The Court cannot interfere with an error of fact or law alleged to have been committed by the Settlement
The Settlement Commission in the instant case declined to entertain settlement applications on two occasions accepting the statutory report of the
Commissioner of Income Tax that the plea was an after thought substantiated by the facts and circumstances of the case. We do not think it is possible for this
Court to interfere in the matter. As mentioned above, during the intervening period, the appeal preferred by the appellant-Company was decided by the Commissioner of Income Tax (Appeals) against which the appellant preferred second appeal before the Income Tax
Appellate Tribunal which is pending. The plea that part of the seized stock-in-trade belongs to the appellant-Company has been found to be an after thought an attempt to salvage the case of P.C.

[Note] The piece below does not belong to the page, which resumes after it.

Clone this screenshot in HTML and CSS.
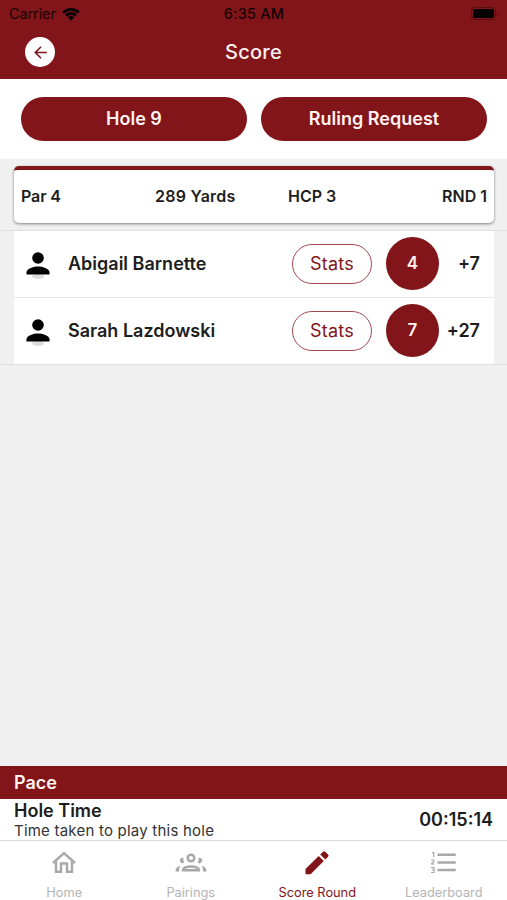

Dhadda, we do not think there is any possibility of conflicting findings. The Settlement Commission having declined to entertain the settlement application on two occasions, satisfied that there was no complexity of investigation involved, we do not think, a mandamus can be issued to the Commission to entertain the application.
In the result, we find no merit in this appeal which is accordingly dismissed. [P.S. ASOPA], J. [S.N. JHA], CJ.